* REQUIREMENT
Restate the listing that follows word for word, without its pictures.

* GIVEN INFORMATION
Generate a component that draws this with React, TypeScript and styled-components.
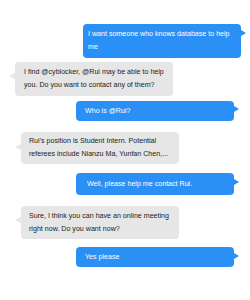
import React from "react";
import styled, { createGlobalStyle } from "styled-components";

const Global = createGlobalStyle`
  html, body { margin: 0; padding: 0; background: #ffffff; }
  body { font-family: "Liberation Sans", Arial, sans-serif; }
`;

const Chat = styled.div`
  width: 250px;
  height: 300px;
  display: flex;
  flex-direction: column;
  box-sizing: border-box;
  padding-top: 24px;
  overflow: hidden;
`;

const Bubble = styled.div<{
  $me: boolean;
  $x: number;
  $mt: number;
  $px: number;
  $h: number;
  $tail: number;
}>`
  position: relative;
  box-sizing: border-box;
  width: 158px;
  min-height: ${(p) => p.$h}px;
  margin-left: ${(p) => p.$x}px;
  margin-top: ${(p) => p.$mt}px;
  padding: 3px 4px 3px ${(p) => p.$px}px;
  display: flex;
  flex-direction: column;
  justify-content: center;
  border-radius: 4px;
  background: ${(p) => (p.$me ? "#2b90f5" : "#e6e6e6")};
  color: ${(p) => (p.$me ? "#ffffff" : "#222222")};
  font-size: 7.1px;
  line-height: 13px;
  white-space: nowrap;

  &::after {
    content: "";
    position: absolute;
    top: ${(p) => p.$tail}px;
    width: 0;
    height: 0;
    border-top: 3px solid transparent;
    border-bottom: 3px solid transparent;
    ${(p) =>
      p.$me
        ? `right: -5px; border-left: 5px solid #2b90f5;`
        : `left: -6px; border-right: 6px solid #e6e6e6;`}
  }
`;

type Msg = {
  me: boolean;
  x: number;
  mt: number;
  px: number;
  h: number;
  tail: number;
  lines: string[];
};

const messages: Msg[] = [
  { me: true, x: 83, mt: 0, px: 5, h: 34, tail: 6, lines: ["I want someone who knows database to help", "me"] },
  { me: false, x: 15, mt: 4, px: 9, h: 34, tail: 11, lines: ["I find @cyblocker, @Rui may be able to help", "you. Do you want to contact any of them?"] },
  { me: true, x: 76, mt: 5, px: 9, h: 20, tail: 5, lines: ["Who is @Rui?"] },
  { me: false, x: 21, mt: 11, px: 8, h: 32, tail: 12, lines: ["Rui's position is Student Intern. Potential", "referees include Nianzu Ma, Yunfan Chen,..."] },
  { me: true, x: 76, mt: 9, px: 11, h: 22, tail: 6, lines: ["Well, please help me contact Rui."] },
  { me: false, x: 21, mt: 11, px: 8, h: 33, tail: 11, lines: ["Sure, I think you can have an online meeting", "right now. Do you want now?"] },
  { me: true, x: 76, mt: 8, px: 9, h: 20, tail: 6, lines: ["Yes please"] },
];

export default function App() {
  return (
    <>
      <Global />
      <Chat>
        {messages.map((m, i) => (
          <Bubble
            key={i}
            $me={m.me}
            $x={m.x}
            $mt={m.mt}
            $px={m.px}
            $h={m.h}
            $tail={m.tail}
          >
            {m.lines.map((l, j) => (
              <span key={j}>{l}</span>
            ))}
          </Bubble>
        ))}
      </Chat>
    </>
  );
}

* RESPONSE BELOW
Generate a component that draws this with React, TypeScript and styled-components.
import React from "react";
import styled, { createGlobalStyle } from "styled-components";

const Global = createGlobalStyle`
  html, body { margin: 0; padding: 0; background: #ffffff; }
  body { font-family: "Liberation Sans", Arial, sans-serif; }
`;

const Chat = styled.div`
  width: 250px;
  height: 300px;
  display: flex;
  flex-direction: column;
  box-sizing: border-box;
  padding-top: 24px;
  overflow: hidden;
`;

const Bubble = styled.div<{
  $me: boolean;
  $x: number;
  $mt: number;
  $px: number;
  $h: number;
  $tail: number;
}>`
  position: relative;
  box-sizing: border-box;
  width: 158px;
  min-height: ${(p) => p.$h}px;
  margin-left: ${(p) => p.$x}px;
  margin-top: ${(p) => p.$mt}px;
  padding: 3px 4px 3px ${(p) => p.$px}px;
  display: flex;
  flex-direction: column;
  justify-content: center;
  border-radius: 4px;
  background: ${(p) => (p.$me ? "#2b90f5" : "#e6e6e6")};
  color: ${(p) => (p.$me ? "#ffffff" : "#222222")};
  font-size: 7.1px;
  line-height: 13px;
  white-space: nowrap;

  &::after {
    content: "";
    position: absolute;
    top: ${(p) => p.$tail}px;
    width: 0;
    height: 0;
    border-top: 3px solid transparent;
    border-bottom: 3px solid transparent;
    ${(p) =>
      p.$me
        ? `right: -5px; border-left: 5px solid #2b90f5;`
        : `left: -6px; border-right: 6px solid #e6e6e6;`}
  }
`;

type Msg = {
  me: boolean;
  x: number;
  mt: number;
  px: number;
  h: number;
  tail: number;
  lines: string[];
};

const messages: Msg[] = [
  { me: true, x: 83, mt: 0, px: 5, h: 34, tail: 6, lines: ["I want someone who knows database to help", "me"] },
  { me: false, x: 15, mt: 4, px: 9, h: 34, tail: 11, lines: ["I find @cyblocker, @Rui may be able to help", "you. Do you want to contact any of them?"] },
  { me: true, x: 76, mt: 5, px: 9, h: 20, tail: 5, lines: ["Who is @Rui?"] },
  { me: false, x: 21, mt: 11, px: 8, h: 32, tail: 12, lines: ["Rui's position is Student Intern. Potential", "referees include Nianzu Ma, Yunfan Chen,..."] },
  { me: true, x: 76, mt: 9, px: 11, h: 22, tail: 6, lines: ["Well, please help me contact Rui."] },
  { me: false, x: 21, mt: 11, px: 8, h: 33, tail: 11, lines: ["Sure, I think you can have an online meeting", "right now. Do you want now?"] },
  { me: true, x: 76, mt: 8, px: 9, h: 20, tail: 6, lines: ["Yes please"] },
];

export default function App() {
  return (
    <>
      <Global />
      <Chat>
        {messages.map((m, i) => (
          <Bubble
            key={i}
            $me={m.me}
            $x={m.x}
            $mt={m.mt}
            $px={m.px}
            $h={m.h}
            $tail={m.tail}
          >
            {m.lines.map((l, j) => (
              <span key={j}>{l}</span>
            ))}
          </Bubble>
        ))}
      </Chat>
    </>
  );
}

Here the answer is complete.